* _EXERCISE OBJECTIVE_:
Leave out the pictures and restate the rest of the data exactly.

------------------------------------------------------------

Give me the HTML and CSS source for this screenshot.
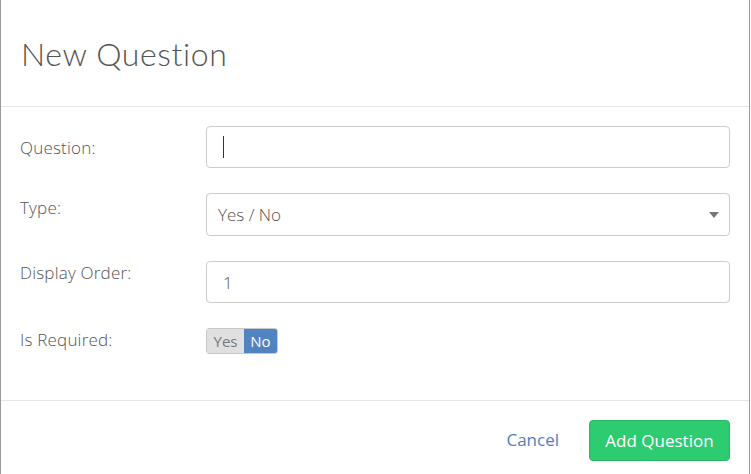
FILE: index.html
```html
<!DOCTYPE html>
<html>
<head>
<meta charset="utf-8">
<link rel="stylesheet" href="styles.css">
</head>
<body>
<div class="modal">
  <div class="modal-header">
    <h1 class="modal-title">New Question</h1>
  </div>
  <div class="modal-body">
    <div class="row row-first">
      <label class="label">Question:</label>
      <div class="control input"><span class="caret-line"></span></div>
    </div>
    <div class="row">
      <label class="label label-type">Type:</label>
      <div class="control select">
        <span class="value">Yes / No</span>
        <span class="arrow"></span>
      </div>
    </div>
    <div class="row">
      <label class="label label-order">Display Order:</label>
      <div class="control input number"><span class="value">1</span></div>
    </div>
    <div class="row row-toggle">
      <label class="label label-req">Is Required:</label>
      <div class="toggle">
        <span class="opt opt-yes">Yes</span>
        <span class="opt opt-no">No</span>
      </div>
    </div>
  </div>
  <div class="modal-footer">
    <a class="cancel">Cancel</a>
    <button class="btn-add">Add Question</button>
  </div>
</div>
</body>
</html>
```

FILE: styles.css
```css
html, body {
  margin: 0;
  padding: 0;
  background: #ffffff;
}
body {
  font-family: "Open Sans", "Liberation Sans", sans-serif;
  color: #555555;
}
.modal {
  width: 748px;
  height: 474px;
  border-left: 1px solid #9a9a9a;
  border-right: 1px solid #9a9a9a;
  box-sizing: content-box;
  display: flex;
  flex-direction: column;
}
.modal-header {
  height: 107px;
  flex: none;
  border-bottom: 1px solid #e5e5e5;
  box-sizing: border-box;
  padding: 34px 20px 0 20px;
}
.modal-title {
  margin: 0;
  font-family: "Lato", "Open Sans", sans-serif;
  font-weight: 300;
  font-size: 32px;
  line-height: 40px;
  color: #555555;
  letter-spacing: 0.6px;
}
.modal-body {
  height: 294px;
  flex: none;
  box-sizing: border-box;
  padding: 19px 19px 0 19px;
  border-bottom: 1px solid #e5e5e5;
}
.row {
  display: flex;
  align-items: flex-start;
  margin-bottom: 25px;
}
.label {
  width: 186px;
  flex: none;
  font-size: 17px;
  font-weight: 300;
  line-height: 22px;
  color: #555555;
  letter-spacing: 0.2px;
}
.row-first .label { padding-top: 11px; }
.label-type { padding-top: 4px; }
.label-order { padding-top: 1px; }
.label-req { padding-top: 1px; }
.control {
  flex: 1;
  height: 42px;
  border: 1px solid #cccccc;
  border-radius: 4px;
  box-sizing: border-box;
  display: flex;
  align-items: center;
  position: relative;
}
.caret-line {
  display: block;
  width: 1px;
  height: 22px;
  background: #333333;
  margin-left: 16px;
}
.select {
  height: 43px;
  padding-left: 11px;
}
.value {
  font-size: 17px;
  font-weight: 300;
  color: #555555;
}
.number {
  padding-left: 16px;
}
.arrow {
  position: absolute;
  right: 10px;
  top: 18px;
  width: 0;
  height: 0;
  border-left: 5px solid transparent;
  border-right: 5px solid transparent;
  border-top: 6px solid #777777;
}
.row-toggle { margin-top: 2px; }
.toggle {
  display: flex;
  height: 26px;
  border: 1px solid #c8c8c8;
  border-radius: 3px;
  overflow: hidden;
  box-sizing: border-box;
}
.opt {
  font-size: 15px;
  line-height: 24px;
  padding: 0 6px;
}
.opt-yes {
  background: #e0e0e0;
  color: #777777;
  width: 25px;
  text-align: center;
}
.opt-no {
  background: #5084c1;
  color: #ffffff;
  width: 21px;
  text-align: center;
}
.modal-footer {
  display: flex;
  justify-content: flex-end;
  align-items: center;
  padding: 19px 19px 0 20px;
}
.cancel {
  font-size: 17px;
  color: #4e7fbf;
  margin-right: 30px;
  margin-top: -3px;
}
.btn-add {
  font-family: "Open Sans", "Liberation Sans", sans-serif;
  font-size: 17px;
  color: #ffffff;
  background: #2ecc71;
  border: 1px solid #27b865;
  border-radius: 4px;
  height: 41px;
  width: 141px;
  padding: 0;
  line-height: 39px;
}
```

------------------------------------------------------------

* _TASK ANSWER_:
Give me the HTML and CSS source for this screenshot.
FILE: index.html
```html
<!DOCTYPE html>
<html>
<head>
<meta charset="utf-8">
<link rel="stylesheet" href="styles.css">
</head>
<body>
<div class="modal">
  <div class="modal-header">
    <h1 class="modal-title">New Question</h1>
  </div>
  <div class="modal-body">
    <div class="row row-first">
      <label class="label">Question:</label>
      <div class="control input"><span class="caret-line"></span></div>
    </div>
    <div class="row">
      <label class="label label-type">Type:</label>
      <div class="control select">
        <span class="value">Yes / No</span>
        <span class="arrow"></span>
      </div>
    </div>
    <div class="row">
      <label class="label label-order">Display Order:</label>
      <div class="control input number"><span class="value">1</span></div>
    </div>
    <div class="row row-toggle">
      <label class="label label-req">Is Required:</label>
      <div class="toggle">
        <span class="opt opt-yes">Yes</span>
        <span class="opt opt-no">No</span>
      </div>
    </div>
  </div>
  <div class="modal-footer">
    <a class="cancel">Cancel</a>
    <button class="btn-add">Add Question</button>
  </div>
</div>
</body>
</html>
```

FILE: styles.css
```css
html, body {
  margin: 0;
  padding: 0;
  background: #ffffff;
}
body {
  font-family: "Open Sans", "Liberation Sans", sans-serif;
  color: #555555;
}
.modal {
  width: 748px;
  height: 474px;
  border-left: 1px solid #9a9a9a;
  border-right: 1px solid #9a9a9a;
  box-sizing: content-box;
  display: flex;
  flex-direction: column;
}
.modal-header {
  height: 107px;
  flex: none;
  border-bottom: 1px solid #e5e5e5;
  box-sizing: border-box;
  padding: 34px 20px 0 20px;
}
.modal-title {
  margin: 0;
  font-family: "Lato", "Open Sans", sans-serif;
  font-weight: 300;
  font-size: 32px;
  line-height: 40px;
  color: #555555;
  letter-spacing: 0.6px;
}
.modal-body {
  height: 294px;
  flex: none;
  box-sizing: border-box;
  padding: 19px 19px 0 19px;
  border-bottom: 1px solid #e5e5e5;
}
.row {
  display: flex;
  align-items: flex-start;
  margin-bottom: 25px;
}
.label {
  width: 186px;
  flex: none;
  font-size: 17px;
  font-weight: 300;
  line-height: 22px;
  color: #555555;
  letter-spacing: 0.2px;
}
.row-first .label { padding-top: 11px; }
.label-type { padding-top: 4px; }
.label-order { padding-top: 1px; }
.label-req { padding-top: 1px; }
.control {
  flex: 1;
  height: 42px;
  border: 1px solid #cccccc;
  border-radius: 4px;
  box-sizing: border-box;
  display: flex;
  align-items: center;
  position: relative;
}
.caret-line {
  display: block;
  width: 1px;
  height: 22px;
  background: #333333;
  margin-left: 16px;
}
.select {
  height: 43px;
  padding-left: 11px;
}
.value {
  font-size: 17px;
  font-weight: 300;
  color: #555555;
}
.number {
  padding-left: 16px;
}
.arrow {
  position: absolute;
  right: 10px;
  top: 18px;
  width: 0;
  height: 0;
  border-left: 5px solid transparent;
  border-right: 5px solid transparent;
  border-top: 6px solid #777777;
}
.row-toggle { margin-top: 2px; }
.toggle {
  display: flex;
  height: 26px;
  border: 1px solid #c8c8c8;
  border-radius: 3px;
  overflow: hidden;
  box-sizing: border-box;
}
.opt {
  font-size: 15px;
  line-height: 24px;
  padding: 0 6px;
}
.opt-yes {
  background: #e0e0e0;
  color: #777777;
  width: 25px;
  text-align: center;
}
.opt-no {
  background: #5084c1;
  color: #ffffff;
  width: 21px;
  text-align: center;
}
.modal-footer {
  display: flex;
  justify-content: flex-end;
  align-items: center;
  padding: 19px 19px 0 20px;
}
.cancel {
  font-size: 17px;
  color: #4e7fbf;
  margin-right: 30px;
  margin-top: -3px;
}
.btn-add {
  font-family: "Open Sans", "Liberation Sans", sans-serif;
  font-size: 17px;
  color: #ffffff;
  background: #2ecc71;
  border: 1px solid #27b865;
  border-radius: 4px;
  height: 41px;
  width: 141px;
  padding: 0;
  line-height: 39px;
}
```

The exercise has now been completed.